I am also inclined to believe that the honour killing is a by-product of Sigmund Freud's classical model of gender and identity development, which centres around the Oedipus complex. Honour killings are mostly ordered by the father and carried out at his behest by his sons or relatives. It wouldn't be unwise to think beyond honour in honour killings and study them as a crime driven by a parent's sexual jealousy. Parricide in a reverse order.
While honour killings have of late invaded the southern states, a silver lining is that the young widows have started to speak up, some of them turning crusaders against the evil.
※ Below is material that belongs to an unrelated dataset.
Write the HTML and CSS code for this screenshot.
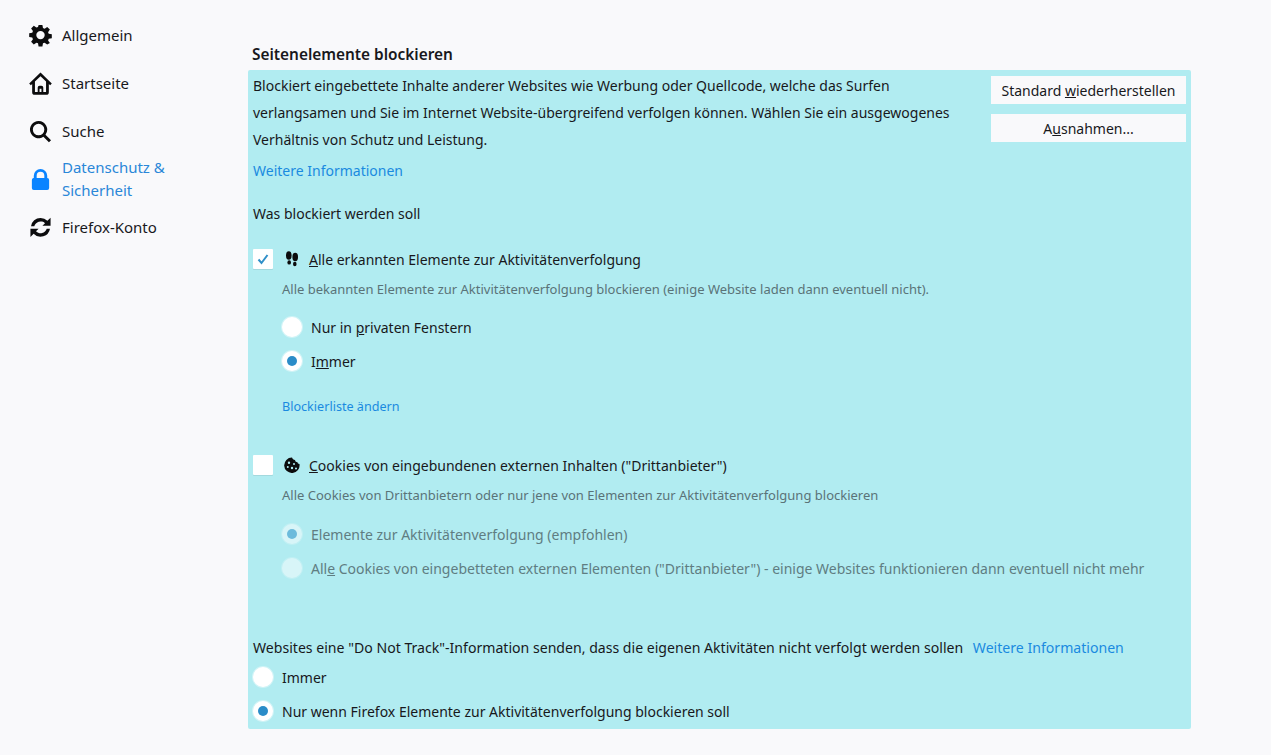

Kausalya, a former engineering student from Tiruppur district of Tamil Nadu whose husband Sankar, a Dalit, was hacked to death in a busy marketplace in 2016, has managed to win a death sentence against her father with her testimony. "Why should Sankar have died just for falling in love?" asks Kausalya, who is now a Dalit activist. But Kausalya, who travelled to Hyderabad a few days ago to lend support to Amruta, believes more needs to be done to fight caste prejudices.
A devastated, yet determined, Amrutha has launched a social media campaign demanding justice for her late husband. Another survivor, 21-year-old Neenu from Kerala's Kottayam district whose husband Kevin was abducted and killed allegedly at the behest of her parents, has vowed to fight against those who shattered her dreams.
While I see the seeds of spring in these resolutions, I am at a loss to know how a father could drown his daughter's dreams in blood. How could one make his own unborn grandchild fatherless? How could a father chop off his daughter's hand to avenge her marriage to a Dalit youth? Unless he's no less than a beast.